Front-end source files
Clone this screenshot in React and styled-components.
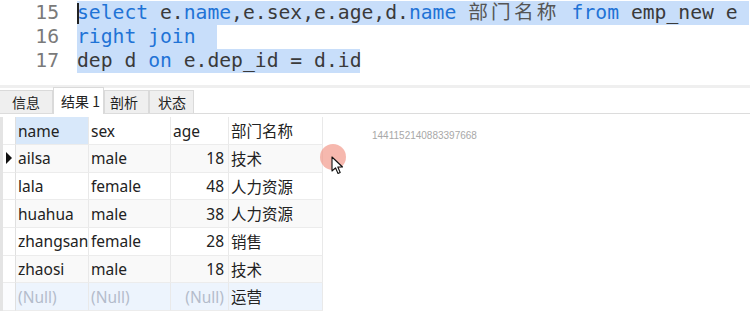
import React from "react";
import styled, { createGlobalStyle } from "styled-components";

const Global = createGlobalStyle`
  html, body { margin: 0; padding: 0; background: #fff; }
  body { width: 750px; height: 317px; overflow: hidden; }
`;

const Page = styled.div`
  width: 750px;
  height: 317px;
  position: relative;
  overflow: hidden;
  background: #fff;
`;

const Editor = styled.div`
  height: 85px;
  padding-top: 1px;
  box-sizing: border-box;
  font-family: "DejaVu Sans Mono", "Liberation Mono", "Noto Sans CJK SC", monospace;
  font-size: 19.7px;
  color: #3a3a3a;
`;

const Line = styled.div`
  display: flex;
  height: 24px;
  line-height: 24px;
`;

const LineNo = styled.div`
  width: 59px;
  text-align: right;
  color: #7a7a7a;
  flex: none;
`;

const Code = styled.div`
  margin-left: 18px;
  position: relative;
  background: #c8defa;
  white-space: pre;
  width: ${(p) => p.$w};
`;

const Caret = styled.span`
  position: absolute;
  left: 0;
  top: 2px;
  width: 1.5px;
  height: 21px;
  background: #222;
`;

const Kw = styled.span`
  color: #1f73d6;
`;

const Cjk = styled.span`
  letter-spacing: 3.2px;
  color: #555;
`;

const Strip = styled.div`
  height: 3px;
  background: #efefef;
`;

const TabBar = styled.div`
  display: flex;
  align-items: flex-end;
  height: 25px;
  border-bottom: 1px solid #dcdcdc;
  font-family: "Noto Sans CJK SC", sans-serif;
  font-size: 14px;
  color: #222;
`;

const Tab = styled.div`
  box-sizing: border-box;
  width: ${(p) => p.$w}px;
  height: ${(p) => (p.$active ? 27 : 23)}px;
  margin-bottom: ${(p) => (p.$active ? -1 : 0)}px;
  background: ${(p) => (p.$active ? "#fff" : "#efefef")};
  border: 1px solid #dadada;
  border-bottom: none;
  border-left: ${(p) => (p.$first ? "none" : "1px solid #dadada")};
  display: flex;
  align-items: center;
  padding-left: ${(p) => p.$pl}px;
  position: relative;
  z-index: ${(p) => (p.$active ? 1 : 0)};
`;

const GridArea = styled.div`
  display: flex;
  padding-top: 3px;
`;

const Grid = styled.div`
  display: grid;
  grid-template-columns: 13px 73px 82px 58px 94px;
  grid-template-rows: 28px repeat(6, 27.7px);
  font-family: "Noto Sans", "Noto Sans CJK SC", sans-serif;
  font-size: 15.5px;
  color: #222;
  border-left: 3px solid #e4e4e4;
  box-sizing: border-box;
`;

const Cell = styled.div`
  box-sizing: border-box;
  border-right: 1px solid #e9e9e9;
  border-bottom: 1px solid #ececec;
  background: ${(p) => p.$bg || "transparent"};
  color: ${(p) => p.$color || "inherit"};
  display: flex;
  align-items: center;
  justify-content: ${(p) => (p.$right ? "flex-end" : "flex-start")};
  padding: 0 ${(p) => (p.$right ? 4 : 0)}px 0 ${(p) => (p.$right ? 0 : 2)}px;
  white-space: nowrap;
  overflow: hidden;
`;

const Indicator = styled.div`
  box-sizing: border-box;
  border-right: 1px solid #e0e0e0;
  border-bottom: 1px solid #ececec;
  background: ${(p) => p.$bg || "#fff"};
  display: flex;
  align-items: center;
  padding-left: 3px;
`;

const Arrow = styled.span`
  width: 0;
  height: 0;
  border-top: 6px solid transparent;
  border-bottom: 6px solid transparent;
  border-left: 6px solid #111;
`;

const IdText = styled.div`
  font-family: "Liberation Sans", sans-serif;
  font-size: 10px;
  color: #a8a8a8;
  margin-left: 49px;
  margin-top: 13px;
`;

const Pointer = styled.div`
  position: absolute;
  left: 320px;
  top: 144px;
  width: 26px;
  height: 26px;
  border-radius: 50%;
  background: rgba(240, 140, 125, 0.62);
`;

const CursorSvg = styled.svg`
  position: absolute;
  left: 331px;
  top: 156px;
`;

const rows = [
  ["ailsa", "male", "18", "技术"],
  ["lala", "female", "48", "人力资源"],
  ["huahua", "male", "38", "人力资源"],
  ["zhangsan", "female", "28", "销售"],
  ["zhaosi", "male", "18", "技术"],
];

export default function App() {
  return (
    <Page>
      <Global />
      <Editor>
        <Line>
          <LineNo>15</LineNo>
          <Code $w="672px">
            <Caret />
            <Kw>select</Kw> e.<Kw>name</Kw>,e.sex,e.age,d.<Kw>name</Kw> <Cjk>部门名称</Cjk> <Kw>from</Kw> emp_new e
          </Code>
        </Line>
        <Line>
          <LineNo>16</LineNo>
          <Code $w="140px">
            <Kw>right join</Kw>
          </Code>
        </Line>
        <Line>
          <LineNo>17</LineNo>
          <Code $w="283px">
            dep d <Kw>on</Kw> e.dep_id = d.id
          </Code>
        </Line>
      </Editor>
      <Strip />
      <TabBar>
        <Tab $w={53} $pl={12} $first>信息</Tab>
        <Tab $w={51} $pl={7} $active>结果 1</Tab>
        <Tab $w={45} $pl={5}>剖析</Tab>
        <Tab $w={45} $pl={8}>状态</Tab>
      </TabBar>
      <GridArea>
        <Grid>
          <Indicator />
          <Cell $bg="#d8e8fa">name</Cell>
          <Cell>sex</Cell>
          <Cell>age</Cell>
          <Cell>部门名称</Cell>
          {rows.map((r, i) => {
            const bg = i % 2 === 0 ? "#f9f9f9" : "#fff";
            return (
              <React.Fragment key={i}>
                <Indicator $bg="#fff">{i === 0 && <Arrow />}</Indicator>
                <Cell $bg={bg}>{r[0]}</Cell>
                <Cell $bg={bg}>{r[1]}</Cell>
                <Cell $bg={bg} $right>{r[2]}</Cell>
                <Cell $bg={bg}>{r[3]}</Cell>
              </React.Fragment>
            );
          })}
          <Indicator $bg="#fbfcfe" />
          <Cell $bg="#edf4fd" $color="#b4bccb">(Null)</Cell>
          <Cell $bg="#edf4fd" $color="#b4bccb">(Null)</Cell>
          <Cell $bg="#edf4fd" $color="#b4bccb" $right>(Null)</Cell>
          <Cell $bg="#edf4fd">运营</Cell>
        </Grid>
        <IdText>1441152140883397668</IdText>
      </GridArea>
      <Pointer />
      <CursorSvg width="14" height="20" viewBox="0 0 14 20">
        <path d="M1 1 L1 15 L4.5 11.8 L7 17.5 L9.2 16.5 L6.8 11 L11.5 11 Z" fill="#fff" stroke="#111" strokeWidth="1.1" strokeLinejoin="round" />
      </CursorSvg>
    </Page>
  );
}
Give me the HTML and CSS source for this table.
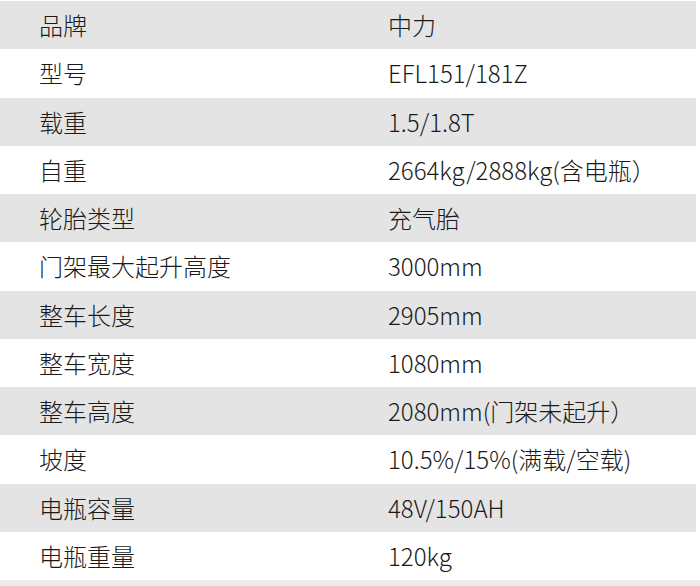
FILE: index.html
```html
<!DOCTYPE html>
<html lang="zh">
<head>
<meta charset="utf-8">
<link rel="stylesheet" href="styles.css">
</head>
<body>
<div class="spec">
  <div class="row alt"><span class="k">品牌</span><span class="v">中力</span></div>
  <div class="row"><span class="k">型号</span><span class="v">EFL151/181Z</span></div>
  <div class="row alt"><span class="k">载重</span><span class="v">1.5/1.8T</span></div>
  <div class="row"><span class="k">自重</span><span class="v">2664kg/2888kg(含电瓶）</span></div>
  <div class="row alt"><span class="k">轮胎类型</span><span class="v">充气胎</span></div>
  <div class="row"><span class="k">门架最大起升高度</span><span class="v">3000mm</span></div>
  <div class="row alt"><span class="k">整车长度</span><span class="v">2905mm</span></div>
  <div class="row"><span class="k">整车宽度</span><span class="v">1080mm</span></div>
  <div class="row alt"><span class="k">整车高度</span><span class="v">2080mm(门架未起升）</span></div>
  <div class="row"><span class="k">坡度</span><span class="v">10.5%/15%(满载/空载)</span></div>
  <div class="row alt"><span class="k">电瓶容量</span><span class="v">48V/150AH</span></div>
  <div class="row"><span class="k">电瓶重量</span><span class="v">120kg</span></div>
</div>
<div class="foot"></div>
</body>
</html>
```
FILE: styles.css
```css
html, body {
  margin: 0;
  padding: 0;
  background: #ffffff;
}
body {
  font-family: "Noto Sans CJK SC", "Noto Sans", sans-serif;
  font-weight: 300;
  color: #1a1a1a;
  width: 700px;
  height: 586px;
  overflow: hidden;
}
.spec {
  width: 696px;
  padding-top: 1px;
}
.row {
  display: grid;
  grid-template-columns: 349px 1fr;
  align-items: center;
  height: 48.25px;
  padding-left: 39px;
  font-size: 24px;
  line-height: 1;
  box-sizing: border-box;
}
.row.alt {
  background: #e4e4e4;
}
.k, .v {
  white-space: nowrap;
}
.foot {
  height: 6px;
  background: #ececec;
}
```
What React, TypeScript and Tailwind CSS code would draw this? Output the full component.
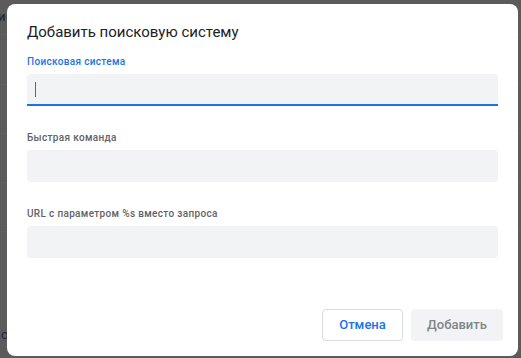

THE EXERCISE: List each line in the listing that contains the string "components".

FINAL RESULT:
Clone this screenshot in React and styled-components.
import styled, { createGlobalStyle } from "styled-components";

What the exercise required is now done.